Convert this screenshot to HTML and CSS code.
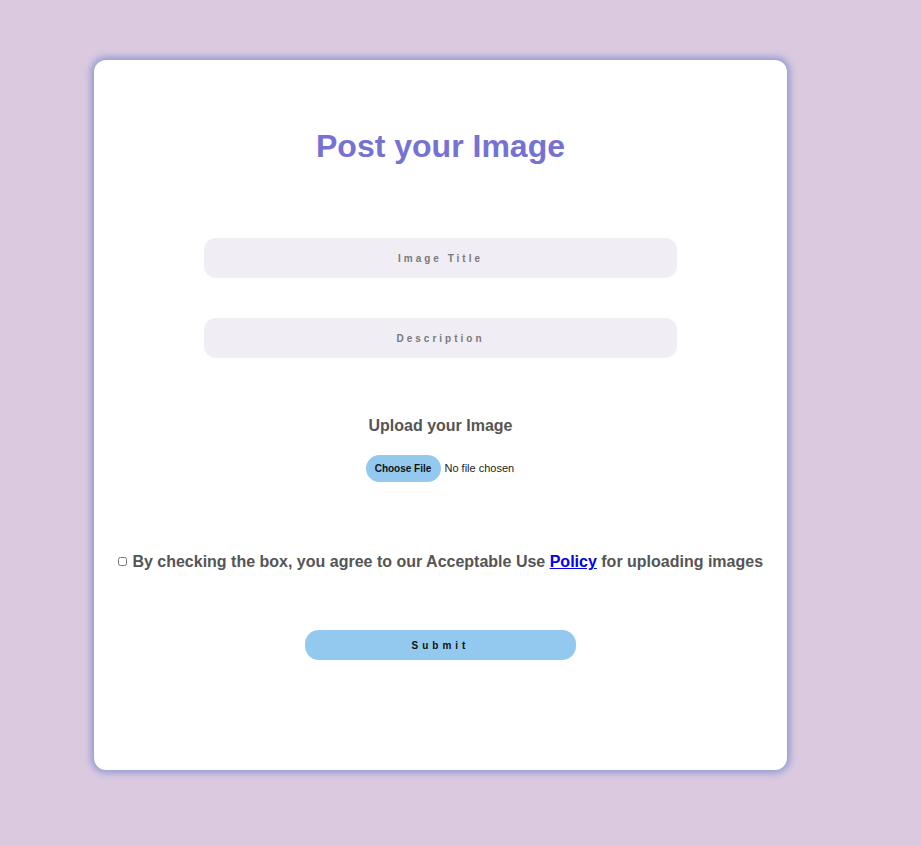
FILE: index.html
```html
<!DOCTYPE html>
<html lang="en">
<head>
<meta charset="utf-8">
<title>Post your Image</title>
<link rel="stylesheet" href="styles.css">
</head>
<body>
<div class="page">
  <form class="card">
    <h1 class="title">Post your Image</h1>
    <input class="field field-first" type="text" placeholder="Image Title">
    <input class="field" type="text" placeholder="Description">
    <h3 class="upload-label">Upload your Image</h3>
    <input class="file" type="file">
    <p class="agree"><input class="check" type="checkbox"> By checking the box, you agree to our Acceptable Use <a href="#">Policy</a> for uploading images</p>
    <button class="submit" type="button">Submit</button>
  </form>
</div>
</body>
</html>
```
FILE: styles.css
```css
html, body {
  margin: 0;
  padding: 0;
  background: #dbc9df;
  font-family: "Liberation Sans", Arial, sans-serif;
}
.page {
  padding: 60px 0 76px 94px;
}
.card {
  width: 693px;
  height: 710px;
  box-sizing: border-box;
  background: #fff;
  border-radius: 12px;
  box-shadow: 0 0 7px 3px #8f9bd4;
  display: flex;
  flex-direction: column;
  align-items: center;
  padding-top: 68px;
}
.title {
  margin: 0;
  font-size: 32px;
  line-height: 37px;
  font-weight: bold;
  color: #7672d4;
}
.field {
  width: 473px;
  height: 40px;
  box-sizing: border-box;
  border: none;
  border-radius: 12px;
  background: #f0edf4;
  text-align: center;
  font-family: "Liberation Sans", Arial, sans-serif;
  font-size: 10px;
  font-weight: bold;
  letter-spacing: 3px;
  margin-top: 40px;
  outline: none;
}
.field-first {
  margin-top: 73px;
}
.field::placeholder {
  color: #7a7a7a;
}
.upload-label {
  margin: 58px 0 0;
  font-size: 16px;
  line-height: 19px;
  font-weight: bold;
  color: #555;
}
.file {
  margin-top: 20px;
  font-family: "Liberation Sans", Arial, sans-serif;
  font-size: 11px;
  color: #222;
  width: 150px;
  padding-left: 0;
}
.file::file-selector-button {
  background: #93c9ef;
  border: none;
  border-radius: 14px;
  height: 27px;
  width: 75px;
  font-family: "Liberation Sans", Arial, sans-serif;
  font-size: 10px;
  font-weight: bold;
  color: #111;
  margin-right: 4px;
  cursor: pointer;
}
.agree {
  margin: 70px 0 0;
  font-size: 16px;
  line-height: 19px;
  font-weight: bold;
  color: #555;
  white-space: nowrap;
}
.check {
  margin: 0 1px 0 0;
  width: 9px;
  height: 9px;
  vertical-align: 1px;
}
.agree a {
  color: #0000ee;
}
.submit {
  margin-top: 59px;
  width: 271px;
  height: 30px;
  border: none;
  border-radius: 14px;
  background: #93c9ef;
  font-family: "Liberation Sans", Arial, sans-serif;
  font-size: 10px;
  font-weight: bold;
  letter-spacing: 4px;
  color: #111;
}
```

Aim of the task: Copy out the listing exactly as it stands, but not the pictures.

Solution to this exercise:
Convert this screenshot to HTML and CSS code.
FILE: index.html
```html
<!DOCTYPE html>
<html lang="en">
<head>
<meta charset="utf-8">
<title>Post your Image</title>
<link rel="stylesheet" href="styles.css">
</head>
<body>
<div class="page">
  <form class="card">
    <h1 class="title">Post your Image</h1>
    <input class="field field-first" type="text" placeholder="Image Title">
    <input class="field" type="text" placeholder="Description">
    <h3 class="upload-label">Upload your Image</h3>
    <input class="file" type="file">
    <p class="agree"><input class="check" type="checkbox"> By checking the box, you agree to our Acceptable Use <a href="#">Policy</a> for uploading images</p>
    <button class="submit" type="button">Submit</button>
  </form>
</div>
</body>
</html>
```
FILE: styles.css
```css
html, body {
  margin: 0;
  padding: 0;
  background: #dbc9df;
  font-family: "Liberation Sans", Arial, sans-serif;
}
.page {
  padding: 60px 0 76px 94px;
}
.card {
  width: 693px;
  height: 710px;
  box-sizing: border-box;
  background: #fff;
  border-radius: 12px;
  box-shadow: 0 0 7px 3px #8f9bd4;
  display: flex;
  flex-direction: column;
  align-items: center;
  padding-top: 68px;
}
.title {
  margin: 0;
  font-size: 32px;
  line-height: 37px;
  font-weight: bold;
  color: #7672d4;
}
.field {
  width: 473px;
  height: 40px;
  box-sizing: border-box;
  border: none;
  border-radius: 12px;
  background: #f0edf4;
  text-align: center;
  font-family: "Liberation Sans", Arial, sans-serif;
  font-size: 10px;
  font-weight: bold;
  letter-spacing: 3px;
  margin-top: 40px;
  outline: none;
}
.field-first {
  margin-top: 73px;
}
.field::placeholder {
  color: #7a7a7a;
}
.upload-label {
  margin: 58px 0 0;
  font-size: 16px;
  line-height: 19px;
  font-weight: bold;
  color: #555;
}
.file {
  margin-top: 20px;
  font-family: "Liberation Sans", Arial, sans-serif;
  font-size: 11px;
  color: #222;
  width: 150px;
  padding-left: 0;
}
.file::file-selector-button {
  background: #93c9ef;
  border: none;
  border-radius: 14px;
  height: 27px;
  width: 75px;
  font-family: "Liberation Sans", Arial, sans-serif;
  font-size: 10px;
  font-weight: bold;
  color: #111;
  margin-right: 4px;
  cursor: pointer;
}
.agree {
  margin: 70px 0 0;
  font-size: 16px;
  line-height: 19px;
  font-weight: bold;
  color: #555;
  white-space: nowrap;
}
.check {
  margin: 0 1px 0 0;
  width: 9px;
  height: 9px;
  vertical-align: 1px;
}
.agree a {
  color: #0000ee;
}
.submit {
  margin-top: 59px;
  width: 271px;
  height: 30px;
  border: none;
  border-radius: 14px;
  background: #93c9ef;
  font-family: "Liberation Sans", Arial, sans-serif;
  font-size: 10px;
  font-weight: bold;
  letter-spacing: 4px;
  color: #111;
}
```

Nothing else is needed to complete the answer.